BEGIN Record excerpts
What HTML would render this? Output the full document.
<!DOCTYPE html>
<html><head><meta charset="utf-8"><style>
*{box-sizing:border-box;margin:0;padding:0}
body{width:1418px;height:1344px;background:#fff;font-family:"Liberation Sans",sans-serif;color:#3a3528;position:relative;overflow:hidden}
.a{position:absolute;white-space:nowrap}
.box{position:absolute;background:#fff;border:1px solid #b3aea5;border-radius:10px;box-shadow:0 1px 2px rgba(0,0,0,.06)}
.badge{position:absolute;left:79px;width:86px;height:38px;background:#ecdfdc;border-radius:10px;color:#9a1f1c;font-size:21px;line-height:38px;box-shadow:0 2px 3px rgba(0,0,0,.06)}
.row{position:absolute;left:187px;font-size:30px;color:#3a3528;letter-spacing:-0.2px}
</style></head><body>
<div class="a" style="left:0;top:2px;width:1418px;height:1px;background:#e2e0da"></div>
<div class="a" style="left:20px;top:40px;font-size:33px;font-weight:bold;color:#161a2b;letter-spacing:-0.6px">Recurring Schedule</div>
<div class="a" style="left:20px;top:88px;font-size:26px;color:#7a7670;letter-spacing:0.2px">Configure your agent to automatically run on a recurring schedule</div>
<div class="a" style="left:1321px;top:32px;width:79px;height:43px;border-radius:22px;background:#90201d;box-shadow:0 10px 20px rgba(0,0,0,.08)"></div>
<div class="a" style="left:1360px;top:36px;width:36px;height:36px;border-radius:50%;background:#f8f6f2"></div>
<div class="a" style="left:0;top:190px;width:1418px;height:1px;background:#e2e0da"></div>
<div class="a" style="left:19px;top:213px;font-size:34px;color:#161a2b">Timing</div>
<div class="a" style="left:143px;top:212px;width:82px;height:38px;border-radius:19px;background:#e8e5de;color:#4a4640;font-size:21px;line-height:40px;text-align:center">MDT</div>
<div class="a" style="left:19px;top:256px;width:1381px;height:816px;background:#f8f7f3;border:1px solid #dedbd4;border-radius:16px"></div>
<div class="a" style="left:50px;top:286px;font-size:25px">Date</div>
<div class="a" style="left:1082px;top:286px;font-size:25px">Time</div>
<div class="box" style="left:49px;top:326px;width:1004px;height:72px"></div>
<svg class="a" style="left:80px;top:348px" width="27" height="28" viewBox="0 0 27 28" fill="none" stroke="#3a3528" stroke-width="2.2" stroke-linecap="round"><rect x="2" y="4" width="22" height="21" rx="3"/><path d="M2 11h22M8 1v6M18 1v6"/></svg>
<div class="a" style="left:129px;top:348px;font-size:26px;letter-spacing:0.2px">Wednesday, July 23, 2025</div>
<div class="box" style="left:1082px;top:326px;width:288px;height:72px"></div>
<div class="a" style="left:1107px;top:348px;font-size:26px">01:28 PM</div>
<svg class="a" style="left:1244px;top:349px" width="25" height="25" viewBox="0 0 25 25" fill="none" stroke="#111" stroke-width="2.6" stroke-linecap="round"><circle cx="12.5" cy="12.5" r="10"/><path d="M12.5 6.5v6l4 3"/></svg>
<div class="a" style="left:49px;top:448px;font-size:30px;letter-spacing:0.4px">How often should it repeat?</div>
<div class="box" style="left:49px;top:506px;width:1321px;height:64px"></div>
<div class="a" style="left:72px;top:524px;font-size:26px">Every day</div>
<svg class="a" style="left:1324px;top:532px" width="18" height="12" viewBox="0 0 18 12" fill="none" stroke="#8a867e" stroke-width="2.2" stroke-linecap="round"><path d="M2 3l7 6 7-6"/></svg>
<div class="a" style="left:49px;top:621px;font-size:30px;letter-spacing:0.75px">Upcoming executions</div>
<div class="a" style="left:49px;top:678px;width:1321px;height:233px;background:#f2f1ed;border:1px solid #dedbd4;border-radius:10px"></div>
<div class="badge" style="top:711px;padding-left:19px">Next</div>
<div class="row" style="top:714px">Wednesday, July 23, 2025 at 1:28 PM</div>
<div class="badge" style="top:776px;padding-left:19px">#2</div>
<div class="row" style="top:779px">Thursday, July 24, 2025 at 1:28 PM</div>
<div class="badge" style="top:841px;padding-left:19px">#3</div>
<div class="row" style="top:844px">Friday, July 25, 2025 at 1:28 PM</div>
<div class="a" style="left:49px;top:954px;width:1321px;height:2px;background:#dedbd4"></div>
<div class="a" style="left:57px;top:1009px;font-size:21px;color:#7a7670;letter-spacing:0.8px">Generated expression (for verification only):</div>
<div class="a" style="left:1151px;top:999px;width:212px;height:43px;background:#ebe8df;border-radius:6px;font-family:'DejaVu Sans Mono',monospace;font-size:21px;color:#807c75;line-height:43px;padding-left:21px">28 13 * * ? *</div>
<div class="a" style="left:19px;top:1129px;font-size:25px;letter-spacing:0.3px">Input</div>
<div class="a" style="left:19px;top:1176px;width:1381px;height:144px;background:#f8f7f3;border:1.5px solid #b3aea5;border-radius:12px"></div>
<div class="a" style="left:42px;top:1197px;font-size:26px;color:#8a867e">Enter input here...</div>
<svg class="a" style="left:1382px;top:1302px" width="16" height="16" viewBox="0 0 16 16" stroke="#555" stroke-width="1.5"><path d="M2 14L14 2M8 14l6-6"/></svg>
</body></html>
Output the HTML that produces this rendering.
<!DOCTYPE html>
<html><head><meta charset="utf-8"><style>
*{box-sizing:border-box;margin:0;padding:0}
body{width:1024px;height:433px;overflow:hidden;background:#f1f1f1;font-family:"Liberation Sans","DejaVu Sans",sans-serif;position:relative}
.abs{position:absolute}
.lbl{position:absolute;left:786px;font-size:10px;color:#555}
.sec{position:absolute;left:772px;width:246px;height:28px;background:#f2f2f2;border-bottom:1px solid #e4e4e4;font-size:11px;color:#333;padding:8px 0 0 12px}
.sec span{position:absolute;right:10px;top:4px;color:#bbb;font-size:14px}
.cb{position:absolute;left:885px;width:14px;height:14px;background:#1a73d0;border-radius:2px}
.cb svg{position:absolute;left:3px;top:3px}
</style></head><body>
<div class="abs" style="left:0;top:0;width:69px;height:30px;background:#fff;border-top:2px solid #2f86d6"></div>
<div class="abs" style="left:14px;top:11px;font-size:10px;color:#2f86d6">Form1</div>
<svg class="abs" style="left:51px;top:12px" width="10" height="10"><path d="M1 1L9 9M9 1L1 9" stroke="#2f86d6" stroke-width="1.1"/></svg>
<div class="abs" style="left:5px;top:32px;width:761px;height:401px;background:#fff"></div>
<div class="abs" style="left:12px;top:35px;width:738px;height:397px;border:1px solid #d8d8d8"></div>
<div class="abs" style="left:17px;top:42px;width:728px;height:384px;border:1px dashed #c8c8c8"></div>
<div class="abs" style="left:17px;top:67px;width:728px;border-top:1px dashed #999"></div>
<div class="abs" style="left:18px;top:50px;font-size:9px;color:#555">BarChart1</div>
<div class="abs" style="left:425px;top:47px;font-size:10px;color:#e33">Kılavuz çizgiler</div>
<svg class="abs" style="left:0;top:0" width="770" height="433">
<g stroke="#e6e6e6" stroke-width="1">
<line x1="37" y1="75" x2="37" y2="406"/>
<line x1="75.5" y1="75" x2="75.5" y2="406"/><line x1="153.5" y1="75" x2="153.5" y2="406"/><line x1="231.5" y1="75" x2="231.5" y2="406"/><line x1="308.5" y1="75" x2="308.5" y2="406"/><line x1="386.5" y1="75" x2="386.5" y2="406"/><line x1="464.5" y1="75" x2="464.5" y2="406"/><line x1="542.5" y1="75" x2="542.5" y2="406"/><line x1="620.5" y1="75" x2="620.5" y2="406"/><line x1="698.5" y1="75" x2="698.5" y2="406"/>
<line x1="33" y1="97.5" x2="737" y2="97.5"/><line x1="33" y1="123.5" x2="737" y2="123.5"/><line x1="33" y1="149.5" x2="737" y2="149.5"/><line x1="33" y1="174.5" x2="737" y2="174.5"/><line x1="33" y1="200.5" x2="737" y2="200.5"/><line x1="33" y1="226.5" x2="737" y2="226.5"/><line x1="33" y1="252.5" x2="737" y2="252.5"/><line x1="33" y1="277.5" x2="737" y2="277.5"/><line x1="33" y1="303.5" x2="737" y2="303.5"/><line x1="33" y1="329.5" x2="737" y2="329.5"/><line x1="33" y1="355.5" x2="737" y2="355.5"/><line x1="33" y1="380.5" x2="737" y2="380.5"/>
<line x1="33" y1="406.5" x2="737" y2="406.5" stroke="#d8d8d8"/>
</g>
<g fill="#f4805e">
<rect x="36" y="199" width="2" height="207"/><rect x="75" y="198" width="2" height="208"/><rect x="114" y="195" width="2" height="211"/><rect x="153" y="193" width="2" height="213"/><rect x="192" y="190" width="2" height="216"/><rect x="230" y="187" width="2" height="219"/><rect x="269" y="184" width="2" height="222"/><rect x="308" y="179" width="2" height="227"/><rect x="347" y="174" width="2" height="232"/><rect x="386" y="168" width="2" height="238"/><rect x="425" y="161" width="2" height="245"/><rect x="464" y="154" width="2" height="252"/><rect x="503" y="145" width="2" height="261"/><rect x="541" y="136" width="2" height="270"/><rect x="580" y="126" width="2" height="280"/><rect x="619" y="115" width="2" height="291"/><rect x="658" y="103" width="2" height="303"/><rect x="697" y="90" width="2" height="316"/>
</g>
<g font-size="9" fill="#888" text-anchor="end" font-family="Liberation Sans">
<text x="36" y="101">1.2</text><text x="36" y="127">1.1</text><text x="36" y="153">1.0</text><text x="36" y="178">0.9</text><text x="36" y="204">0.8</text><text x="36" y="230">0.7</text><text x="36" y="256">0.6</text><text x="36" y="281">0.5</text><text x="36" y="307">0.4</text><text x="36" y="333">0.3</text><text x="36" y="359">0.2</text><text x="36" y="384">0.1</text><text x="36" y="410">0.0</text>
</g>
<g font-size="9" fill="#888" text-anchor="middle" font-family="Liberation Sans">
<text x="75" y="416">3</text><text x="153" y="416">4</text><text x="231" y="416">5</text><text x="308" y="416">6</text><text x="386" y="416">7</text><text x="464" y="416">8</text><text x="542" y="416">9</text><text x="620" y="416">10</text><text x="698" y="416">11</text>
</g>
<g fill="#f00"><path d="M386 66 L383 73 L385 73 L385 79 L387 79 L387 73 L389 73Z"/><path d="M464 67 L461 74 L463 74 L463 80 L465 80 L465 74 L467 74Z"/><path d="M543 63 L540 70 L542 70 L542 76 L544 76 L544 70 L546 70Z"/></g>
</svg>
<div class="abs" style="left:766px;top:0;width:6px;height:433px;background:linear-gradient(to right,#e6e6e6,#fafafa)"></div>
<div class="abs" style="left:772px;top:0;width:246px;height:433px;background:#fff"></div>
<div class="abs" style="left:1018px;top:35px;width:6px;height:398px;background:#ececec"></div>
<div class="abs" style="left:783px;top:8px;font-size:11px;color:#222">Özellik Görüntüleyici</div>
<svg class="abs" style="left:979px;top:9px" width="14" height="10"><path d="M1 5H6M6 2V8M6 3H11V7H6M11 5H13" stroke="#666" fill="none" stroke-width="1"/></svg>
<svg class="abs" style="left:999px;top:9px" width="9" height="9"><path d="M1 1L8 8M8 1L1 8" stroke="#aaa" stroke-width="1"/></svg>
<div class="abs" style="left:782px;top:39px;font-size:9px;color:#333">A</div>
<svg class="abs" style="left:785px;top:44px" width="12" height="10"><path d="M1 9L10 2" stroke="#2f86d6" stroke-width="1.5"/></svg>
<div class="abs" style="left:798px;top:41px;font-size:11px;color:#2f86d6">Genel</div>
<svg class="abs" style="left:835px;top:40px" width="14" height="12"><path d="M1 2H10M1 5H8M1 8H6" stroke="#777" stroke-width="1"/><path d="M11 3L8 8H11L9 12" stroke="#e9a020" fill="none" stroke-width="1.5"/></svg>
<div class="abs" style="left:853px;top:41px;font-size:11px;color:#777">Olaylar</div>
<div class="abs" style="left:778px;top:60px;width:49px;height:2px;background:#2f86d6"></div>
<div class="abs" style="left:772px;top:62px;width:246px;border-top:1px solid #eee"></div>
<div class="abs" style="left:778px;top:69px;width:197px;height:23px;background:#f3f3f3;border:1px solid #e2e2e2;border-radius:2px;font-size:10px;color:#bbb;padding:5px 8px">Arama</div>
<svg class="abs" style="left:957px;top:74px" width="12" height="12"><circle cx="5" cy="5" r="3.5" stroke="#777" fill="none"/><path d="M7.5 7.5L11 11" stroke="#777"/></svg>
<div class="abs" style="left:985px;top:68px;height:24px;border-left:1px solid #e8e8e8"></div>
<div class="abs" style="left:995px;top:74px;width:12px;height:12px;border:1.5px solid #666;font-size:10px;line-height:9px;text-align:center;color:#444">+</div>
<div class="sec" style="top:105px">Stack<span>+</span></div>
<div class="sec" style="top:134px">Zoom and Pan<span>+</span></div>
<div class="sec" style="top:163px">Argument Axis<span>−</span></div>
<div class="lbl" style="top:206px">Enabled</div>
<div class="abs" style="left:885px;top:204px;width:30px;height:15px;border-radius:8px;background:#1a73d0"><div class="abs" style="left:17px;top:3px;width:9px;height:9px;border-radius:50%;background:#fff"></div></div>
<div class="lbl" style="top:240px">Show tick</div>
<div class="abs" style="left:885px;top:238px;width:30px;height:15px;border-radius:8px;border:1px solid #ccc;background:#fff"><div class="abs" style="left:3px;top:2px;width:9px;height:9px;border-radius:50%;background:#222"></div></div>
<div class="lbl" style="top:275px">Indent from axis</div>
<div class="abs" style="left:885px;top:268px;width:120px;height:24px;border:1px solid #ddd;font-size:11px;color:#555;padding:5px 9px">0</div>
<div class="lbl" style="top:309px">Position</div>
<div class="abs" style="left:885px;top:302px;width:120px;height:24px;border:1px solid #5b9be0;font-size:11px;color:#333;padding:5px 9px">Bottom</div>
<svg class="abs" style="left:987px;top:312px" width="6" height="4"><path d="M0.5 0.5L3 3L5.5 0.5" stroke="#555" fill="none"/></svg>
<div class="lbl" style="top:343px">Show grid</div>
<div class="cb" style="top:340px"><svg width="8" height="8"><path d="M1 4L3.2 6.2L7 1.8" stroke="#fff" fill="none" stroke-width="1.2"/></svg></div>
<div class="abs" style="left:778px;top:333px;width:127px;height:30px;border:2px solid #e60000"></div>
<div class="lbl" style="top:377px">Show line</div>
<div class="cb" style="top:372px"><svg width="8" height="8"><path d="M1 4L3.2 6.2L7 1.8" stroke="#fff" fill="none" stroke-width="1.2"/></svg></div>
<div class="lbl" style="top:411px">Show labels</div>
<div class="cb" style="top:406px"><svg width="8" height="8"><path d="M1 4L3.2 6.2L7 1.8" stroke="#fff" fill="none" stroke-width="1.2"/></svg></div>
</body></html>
END Record excerpts
## What to produce
Identify and copy lines that hold the string "Output".

## In response
What HTML would render this? Output the full document.
Output the HTML that produces this rendering.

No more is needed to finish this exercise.